In opposing independence, oil companies are on the sort of sticky wicket that defies all lubrication.  As soon as they praise the UK as a bastion of stability and continuity, it’s a fair bet that Osborne will move the taxation goal-posts again and UKIP will have a five-point boost in the opinion polls.  They also know that it would be a bugger of a job to extract the oil, transport it into English waters, bury it and extract it again, just to keep in with the chancers at Westminster.

So the oil sector’s comments about independence tend to be restricted to remarks by chief executives, whose grasp of the real world slipped away long ago.  Bob Dudley’s pro-Union views in a BBC interview were sentimental claptrap, albeit carefully judged to mask his own diabolical performance at BP.  Still, at least they were internally consistent, unlike those of Ben van Beurden, who at Shell’s annual reception waxed lyrical about the certainty provided by the EU, but didn’t notice that a Yes vote might be the best way to prevent it being flushed down the toilet.  Perhaps he was simply reading from the script Mr Cameron left behind after the Cabinet had finished posing in Shell’s Aberdeen offices.

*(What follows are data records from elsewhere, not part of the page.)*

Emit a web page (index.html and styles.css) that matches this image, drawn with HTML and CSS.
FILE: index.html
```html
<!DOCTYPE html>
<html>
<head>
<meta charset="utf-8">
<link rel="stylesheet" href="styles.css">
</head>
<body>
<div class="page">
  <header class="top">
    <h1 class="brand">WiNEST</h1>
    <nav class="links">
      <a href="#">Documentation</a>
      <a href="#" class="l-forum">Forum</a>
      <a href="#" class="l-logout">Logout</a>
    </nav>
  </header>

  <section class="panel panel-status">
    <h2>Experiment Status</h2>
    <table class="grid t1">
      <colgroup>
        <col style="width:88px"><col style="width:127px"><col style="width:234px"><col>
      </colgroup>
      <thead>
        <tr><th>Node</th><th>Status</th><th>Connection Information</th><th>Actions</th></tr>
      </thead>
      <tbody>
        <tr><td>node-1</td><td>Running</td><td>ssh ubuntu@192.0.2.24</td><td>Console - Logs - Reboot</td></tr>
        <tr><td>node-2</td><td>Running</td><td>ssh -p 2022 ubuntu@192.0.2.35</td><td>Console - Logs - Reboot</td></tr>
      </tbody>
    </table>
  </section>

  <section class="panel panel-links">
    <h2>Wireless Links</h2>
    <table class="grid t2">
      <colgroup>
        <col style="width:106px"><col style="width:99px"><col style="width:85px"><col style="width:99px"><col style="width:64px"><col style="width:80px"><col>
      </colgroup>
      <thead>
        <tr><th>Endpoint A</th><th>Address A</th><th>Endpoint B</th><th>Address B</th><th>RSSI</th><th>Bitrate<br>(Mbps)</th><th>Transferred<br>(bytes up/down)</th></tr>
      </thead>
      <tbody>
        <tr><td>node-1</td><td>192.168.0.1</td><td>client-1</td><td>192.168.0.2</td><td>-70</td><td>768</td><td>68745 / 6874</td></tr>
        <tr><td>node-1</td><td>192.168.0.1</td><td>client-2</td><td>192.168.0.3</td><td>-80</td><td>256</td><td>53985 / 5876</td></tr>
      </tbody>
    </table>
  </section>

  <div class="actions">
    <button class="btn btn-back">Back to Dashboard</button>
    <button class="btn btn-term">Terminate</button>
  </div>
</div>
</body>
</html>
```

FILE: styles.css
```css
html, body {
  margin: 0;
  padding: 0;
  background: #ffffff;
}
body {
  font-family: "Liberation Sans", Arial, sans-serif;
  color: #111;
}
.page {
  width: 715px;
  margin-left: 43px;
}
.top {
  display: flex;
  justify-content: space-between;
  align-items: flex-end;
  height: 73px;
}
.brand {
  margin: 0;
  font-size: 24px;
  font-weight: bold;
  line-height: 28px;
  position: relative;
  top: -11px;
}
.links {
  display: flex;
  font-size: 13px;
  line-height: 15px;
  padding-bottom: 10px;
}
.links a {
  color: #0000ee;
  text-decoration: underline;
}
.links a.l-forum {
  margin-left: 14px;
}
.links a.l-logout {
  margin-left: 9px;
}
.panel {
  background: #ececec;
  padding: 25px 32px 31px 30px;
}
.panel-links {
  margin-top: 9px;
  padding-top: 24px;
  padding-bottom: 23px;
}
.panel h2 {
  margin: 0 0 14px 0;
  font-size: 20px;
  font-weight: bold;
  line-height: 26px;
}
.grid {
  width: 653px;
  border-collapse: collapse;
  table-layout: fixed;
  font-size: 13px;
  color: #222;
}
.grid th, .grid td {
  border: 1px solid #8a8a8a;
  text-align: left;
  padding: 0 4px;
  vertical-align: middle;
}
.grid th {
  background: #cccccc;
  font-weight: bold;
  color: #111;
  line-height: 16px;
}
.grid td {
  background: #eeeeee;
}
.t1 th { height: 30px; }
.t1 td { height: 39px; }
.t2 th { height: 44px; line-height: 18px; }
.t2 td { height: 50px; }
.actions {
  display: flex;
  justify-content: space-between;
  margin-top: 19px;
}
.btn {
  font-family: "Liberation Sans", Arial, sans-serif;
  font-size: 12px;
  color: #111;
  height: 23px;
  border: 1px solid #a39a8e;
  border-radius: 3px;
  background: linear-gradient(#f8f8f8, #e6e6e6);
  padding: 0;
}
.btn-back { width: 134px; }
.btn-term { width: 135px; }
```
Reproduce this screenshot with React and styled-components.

And so it goes on, and on, and on.  The nay-sayers in the mainstream media are in clover here, because unless a company has something to gain from independence, such as British Airways hoping for Air Passenger Duty cuts, it isn’t going to leap on the Yes bandwagon in its annual report, any more than it would eulogise about its favourite colour or Kylie Minogue single.  So the best we can hope for is neutrality, although that hope seems somewhat forlorn when so many company boards are festooned, like Standard Life’s, with former Thatcher acolytes.  “What would Maggie do?” they ask themselves, and the answer’s always “Knee Scotland in the balls!”

Meanwhile, a million miles from the microphones and the lurid headlines, membership of the pro-independence group Business For Scotland has hit 1400 and continues to rise.  They’re mainly small enterprises, trying to make a living for their owners and the ordinary folk they employ, so they needn’t expect Westminster to give them so much as the time of day.  But they have a clear glimpse of something that’s plainly in front of us, when it isn’t obscured by the Unionist propaganda that surrounds us like a cloud of midges. 

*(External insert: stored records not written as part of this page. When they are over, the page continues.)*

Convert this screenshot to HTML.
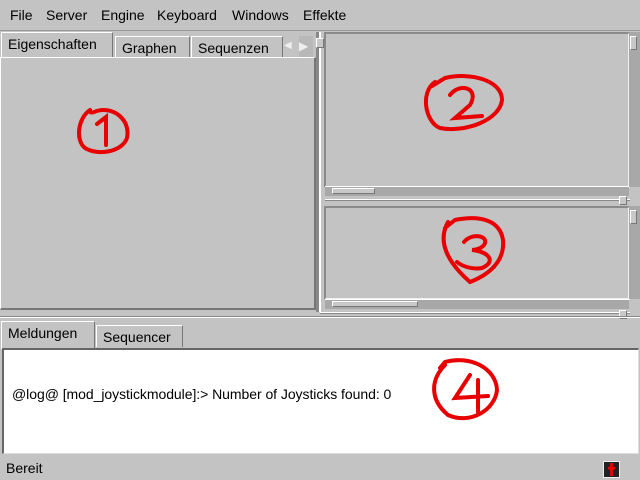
<!DOCTYPE html>
<html><head><style>
*{margin:0;padding:0;box-sizing:border-box}
body{width:640px;height:480px;background:#c3c3c3;font-family:"Liberation Sans",sans-serif;font-size:14px;color:#000;position:relative;overflow:hidden}
.a{position:absolute}
.m{position:absolute;top:7px}
.sunk{border-top:2px solid #8a8a8a;border-left:2px solid #8a8a8a;border-right:2px solid #f0f0f0;border-bottom:2px solid #f0f0f0}
.tab{position:absolute;border:1px solid #fff;border-right-color:#777;border-bottom:none;padding:3px 6px 0;height:22px;background:#c3c3c3}
.sb{background:#a8a8a8}
.th{background:#c8c8c8;border-top:1px solid #fff;border-left:1px solid #fff;border-bottom:1px solid #777;border-right:1px solid #777}
</style></head><body>
<div class="a" style="left:0;top:0;width:640px;height:31px;border-bottom:1px solid #999"></div>
<span class="m" style="left:10px">File</span>
<span class="m" style="left:46px">Server</span>
<span class="m" style="left:101px">Engine</span>
<span class="m" style="left:157px">Keyboard</span>
<span class="m" style="left:232px">Windows</span>
<span class="m" style="left:303px">Effekte</span>
<div class="tab" style="left:1px;top:32px;width:112px;height:26px;border-right:1px solid #777">Eigenschaften</div>
<div class="tab" style="left:115px;top:36px;width:75px">Graphen</div>
<div class="tab" style="left:191px;top:36px;width:92px">Sequenzen</div>
<div class="a" style="left:284px;top:36px;width:14px;height:22px;color:#eee;font-size:10px;padding-top:4px">◀</div>
<div class="a" style="left:299px;top:36px;width:14px;height:22px;color:#eee;font-size:12px;padding-top:3px;background:#b8b8b8">▶</div>
<div class="a" style="left:0;top:57px;width:316px;height:253px;border:1px solid #fff;border-right:2px solid #777;border-bottom:2px solid #777"></div>
<div class="a" style="left:316px;top:32px;width:3px;height:280px;background:#888"></div>
<div class="a" style="left:319px;top:32px;width:2px;height:280px;background:#fff"></div>
<div class="a th" style="left:316px;top:38px;width:8px;height:10px"></div>
<div class="a sunk" style="left:324px;top:32px;width:306px;height:156px"></div>
<div class="a sb" style="left:629px;top:32px;width:11px;height:155px"></div>
<div class="a th" style="left:630px;top:36px;width:7px;height:14px"></div>
<div class="a sb" style="left:325px;top:186px;width:304px;height:10px;border-top:1px solid #fff"></div>
<div class="a th" style="left:332px;top:188px;width:43px;height:6px"></div>
<div class="a" style="left:325px;top:199px;width:305px;height:2px;background:#fff;border-bottom:1px solid #888"></div>
<div class="a th" style="left:619px;top:196px;width:8px;height:9px"></div>
<div class="a sunk" style="left:324px;top:206px;width:306px;height:94px"></div>
<div class="a sb" style="left:629px;top:206px;width:11px;height:93px"></div>
<div class="a th" style="left:630px;top:210px;width:7px;height:14px"></div>
<div class="a sb" style="left:325px;top:299px;width:304px;height:10px;border-top:1px solid #fff"></div>
<div class="a th" style="left:332px;top:301px;width:86px;height:6px"></div>
<div class="a" style="left:320px;top:312px;width:310px;height:2px;background:#fff;border-bottom:1px solid #888"></div>
<div class="a th" style="left:619px;top:310px;width:8px;height:9px"></div>
<div class="a" style="left:0;top:316px;width:640px;height:2px;background:#fff;border-top:1px solid #888"></div>
<div class="tab" style="left:1px;top:321px;width:94px;height:28px;border-right:1px solid #777">Meldungen</div>
<div class="tab" style="left:96px;top:325px;width:87px">Sequencer</div>
<div class="a" style="left:2px;top:348px;width:637px;height:106px;background:#fff;border-top:2px solid #666;border-left:2px solid #666;border-right:1px solid #ddd;border-bottom:1px solid #ddd"></div>
<div class="a" style="left:12px;top:386px;font-size:14px;letter-spacing:-0.05px">@log@ [mod_joystickmodule]:&gt; Number of Joysticks found: 0</div>
<div class="a" style="left:6px;top:460px;font-size:14px">Bereit</div>
<div class="a" style="left:603px;top:461px;width:17px;height:17px;background:#222;border:1px solid #eee"></div>
<div class="a" style="left:608px;top:463px;width:7px;height:13px;background:#e00;clip-path:polygon(30% 0,70% 0,70% 30%,100% 30%,100% 50%,70% 50%,70% 100%,30% 100%,30% 50%,0 50%,0 30%,30% 30%)"></div>
<svg class="a" style="left:0;top:0" width="640" height="480">
<g fill="none" stroke="#e80000" stroke-width="4" stroke-linecap="round">
<path d="M90 110 C78 118 75 140 85 148 C98 156 122 152 127 138 C130 122 118 110 103 110 C96 110 92 114 90 112"/>
<path d="M97 124 L106 117 L106 145"/>
<path d="M435 82 C420 92 425 122 440 128 C465 133 500 120 502 100 C502 80 470 72 445 78 L432 86"/>
<path d="M450 95 C460 82 480 88 470 105 L455 118 L482 116"/>
<path d="M448 222 C438 240 445 260 470 282 C488 275 505 262 503 240 C500 220 480 215 455 220 L445 228"/>
<path d="M464 242 C472 232 490 236 484 245 C480 250 472 250 472 250 C490 252 496 262 482 268 C472 270 462 266 457 262"/>
<path d="M445 365 C430 380 430 400 448 415 C470 425 495 410 497 390 C496 368 470 355 445 362 L440 368"/>
<path d="M470 375 L455 398 L488 396 M478 380 L478 412"/>
</g></svg>
</body></html>
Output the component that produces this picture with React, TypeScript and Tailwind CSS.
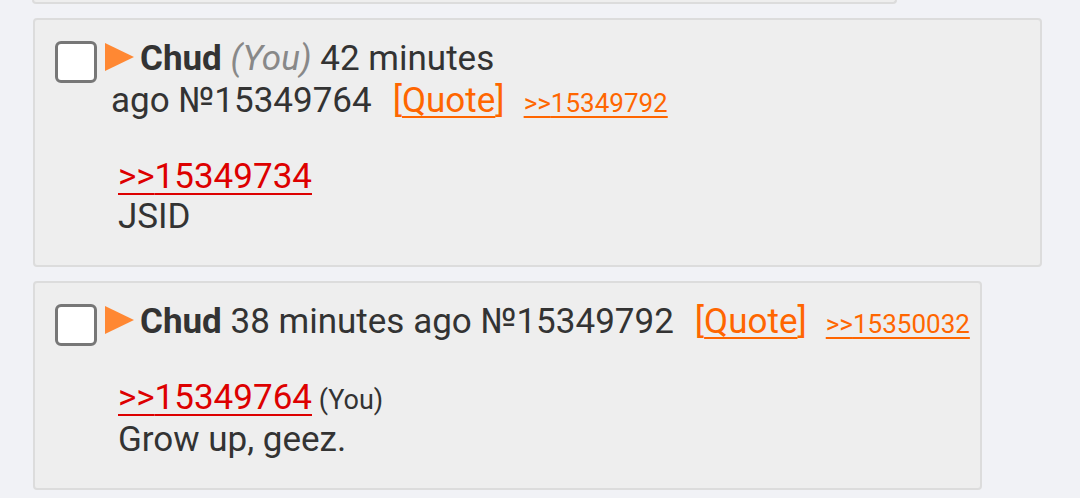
import React from "react";

type Post = {
  you?: boolean;
  time: string;
  no: string;
  replies: string[];
  quote: string;
  quoteYou?: boolean;
  text: string;
};

const posts: Post[] = [
  { you: true, time: "42 minutes", no: "15349764", replies: ["15349792"], quote: "15349734", text: "JSID" },
  { time: "38 minutes", no: "15349792", replies: ["15350032"], quote: "15349764", quoteYou: true, text: "Grow up, geez." },
];

function PostBox({ p }: { p: Post }) {
  return (
    <div className="w-fit max-w-full rounded-[4px] border-2 border-[#dcdcdc] bg-[#eeeeee] pb-[28px] pl-[20px] pr-[10px] pt-[18px]">
      <div className="text-[35px] leading-[42px] text-[#333333]">
        <span className="float-left mr-[14px] mt-[3px] block h-[42px] w-[42px] rounded-[6px] border-[3px] border-[#777777] bg-white" />
        <svg className="-ml-[6px] mr-[6px] inline-block align-[-1px]" width="29" height="28" viewBox="0 0 29 28">
          <polygon points="0,0 29,14 0,28" fill="#ff8833" />
        </svg>
        <b className="font-bold">Chud</b>{" "}
        {p.you && <i className="text-[#888888]">(You) </i>}
        {p.time}{" "}
        <span className="whitespace-nowrap">
          ago №{p.no}
          <span className="ml-[21px] mr-[19px] text-[#ff6600]">
            [<span className="underline decoration-2 underline-offset-4">Quote</span>]
          </span>
          {p.replies.map((r) => (
            <span key={r} className="text-[26px] text-[#ff6600] underline decoration-2 underline-offset-4">
              &gt;&gt;{r}
            </span>
          ))}
        </span>
      </div>
      <div className="ml-[63px] mt-[33px] text-[35px] leading-[40px] text-[#333333]">
        <div>
          <span className="text-[#dd0000] underline decoration-2 underline-offset-[5px]">&gt;&gt;{p.quote}</span>
          {p.quoteYou && <span className="text-[27px] text-[#333333]"> (You)</span>}
        </div>
        <div>{p.text}</div>
      </div>
    </div>
  );
}

export default function App() {
  return (
    <div className="min-h-[498px] bg-[#f1f2f6] pl-[33px] pr-[38px] font-['Roboto',sans-serif]">
      <div className="h-[4px] w-[865px] -translate-x-px rounded-b-[4px] border-2 border-t-0 border-[#dcdcdc] bg-[#eeeeee]" />
      <div className="flex flex-col items-start gap-[14px] pt-[14px]">
        {posts.map((p) => (
          <PostBox key={p.no} p={p} />
        ))}
      </div>
    </div>
  );
}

Hope, not fear.  Opportunity, not risk.  A decent society, not an austerity-ridden hellhole.

And maybe, just maybe, the chance of a Saltire in next year’s Oscars selfie.

Tuesday, 4 March 2014

A Wee Aural Diversion


Hello, dear readers!  I'm still chiselling away obsessively at my latest account of Better Together's onslaught on the intelligence of the Scottish people, so you'll have to wait a day or so for that. Meanwhile, let me ease your frustration by directing you to a small aural treat.

It's Michael Greenwell's latest "For A' That" podcast, recorded on Sunday afternoon, in which I featured along with the infinitely less hungover and more erudite Derek BatemanCarolyn Leckie and Andrew Tickell, Michael's co-host, whom many of you will know as "Lallands Peat Worrier".  If you've got 60 minutes to spare, it's well worth a listen, and by the wonders of the World Wide Web you can do so using this link.

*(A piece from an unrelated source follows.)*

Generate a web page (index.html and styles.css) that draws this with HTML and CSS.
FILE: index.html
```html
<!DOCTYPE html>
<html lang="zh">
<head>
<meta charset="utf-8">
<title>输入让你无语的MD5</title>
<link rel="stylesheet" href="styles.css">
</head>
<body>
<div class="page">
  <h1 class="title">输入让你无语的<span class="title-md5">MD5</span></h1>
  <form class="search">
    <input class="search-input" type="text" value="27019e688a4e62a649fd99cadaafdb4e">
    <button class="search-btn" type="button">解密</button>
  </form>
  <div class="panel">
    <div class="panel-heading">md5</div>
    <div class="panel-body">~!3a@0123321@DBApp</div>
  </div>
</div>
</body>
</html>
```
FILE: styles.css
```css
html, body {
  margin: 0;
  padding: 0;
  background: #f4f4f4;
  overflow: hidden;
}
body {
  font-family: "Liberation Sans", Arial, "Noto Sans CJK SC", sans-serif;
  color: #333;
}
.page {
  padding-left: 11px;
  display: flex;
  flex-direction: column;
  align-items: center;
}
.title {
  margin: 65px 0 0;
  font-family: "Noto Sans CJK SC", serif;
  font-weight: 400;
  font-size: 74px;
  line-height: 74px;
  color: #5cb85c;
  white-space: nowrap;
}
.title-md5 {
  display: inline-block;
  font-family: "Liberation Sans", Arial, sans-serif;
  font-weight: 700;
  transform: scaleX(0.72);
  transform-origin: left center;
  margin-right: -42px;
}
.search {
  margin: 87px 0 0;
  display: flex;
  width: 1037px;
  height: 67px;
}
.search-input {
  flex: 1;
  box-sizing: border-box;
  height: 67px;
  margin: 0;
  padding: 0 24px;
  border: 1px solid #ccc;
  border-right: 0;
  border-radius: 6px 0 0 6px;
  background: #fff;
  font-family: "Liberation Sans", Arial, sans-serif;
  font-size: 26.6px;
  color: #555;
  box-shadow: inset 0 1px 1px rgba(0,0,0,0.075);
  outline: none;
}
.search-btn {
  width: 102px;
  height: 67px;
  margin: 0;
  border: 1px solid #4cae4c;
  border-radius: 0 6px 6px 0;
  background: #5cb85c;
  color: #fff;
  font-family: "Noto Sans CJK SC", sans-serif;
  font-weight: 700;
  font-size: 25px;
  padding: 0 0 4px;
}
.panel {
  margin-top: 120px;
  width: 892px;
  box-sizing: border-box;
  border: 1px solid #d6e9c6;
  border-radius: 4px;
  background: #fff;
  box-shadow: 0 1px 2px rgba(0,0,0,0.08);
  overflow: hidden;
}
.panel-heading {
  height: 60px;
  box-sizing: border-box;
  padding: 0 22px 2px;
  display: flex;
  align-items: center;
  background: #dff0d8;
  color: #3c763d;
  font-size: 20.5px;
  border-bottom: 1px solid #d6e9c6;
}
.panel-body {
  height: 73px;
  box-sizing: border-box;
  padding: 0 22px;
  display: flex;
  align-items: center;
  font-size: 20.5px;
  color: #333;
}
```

In the podcast, our informal brains trust took stock of the events of the past few days, which included, amongst many other delights:
  • The Nicola Sturgeon/ Johann Lamont "stairheed rammy" which STV, stretching the boundaries of language to breaking point, had the audacity to term "a "debate".  Yes, it was the wrestling throw-down that had undecided voters running screaming for the hills, pleading for the Banshee-like screeching to end.  It even had me rocking myself to sleep in the foetal position, trying to convince myself it was just a nightmare, and I'm a Yes supporter, as you may have deduced.
  • Standard Life making a legally unavoidable and relatively uncontroversial remark about contingency plans in their annual report.  All of which would have been hunky dory if certain blood-sucking capitalists and rampant unionists on their board hadn't then got on the phone to Robert Peston to say they'd definitely-maybe-possibly have to abscond from Scotland with a sackful of loot if we opted to decide things for ourselves in future.  Of course, any journalist worth his salt would be honour-bound to report that, although possibly not with the glee that erupted like a smirking pox over the faces of Robert and his BBC colleagues.  "We wouldn't wish to influence your decision, Scottish voters," murmured Standard Life, nonchalantly releasing the safety catch of the gun they were holding to our heads.
  • Women for Independence kicking off their campaign to support a voice that, even though it belongs to 52% of the population and might have interesting things to say, isn't always being heard in the maelstrom of the referendum campaign. With even non-fruitcake opinion polls suggesting that women aren't particularly impressed by the Yes campaign so far, Women for Indy have a hugely important task ahead of them.  And, now that Nicola and Johann have stunk out the airwaves with "The Worst Goalless Draw Ever", it's probably become exponentially harder!
  • The explosion of crowd-funding, with Wings Over Scotland proving that if you have something worthwhile to do, and you ask nicely, right-thinking people will throw money at you.  And not just you, but any other decent causes for which you might feel inclined to act as signpost.  This threw certain hysterical commentators on the No side into a bilious frenzy, which makes the whole thing tremendously satisfying in its own right no matter what these estimable organisations eventually do with the money.
Enjoy, and I'll be back with another secessionist rant very soon.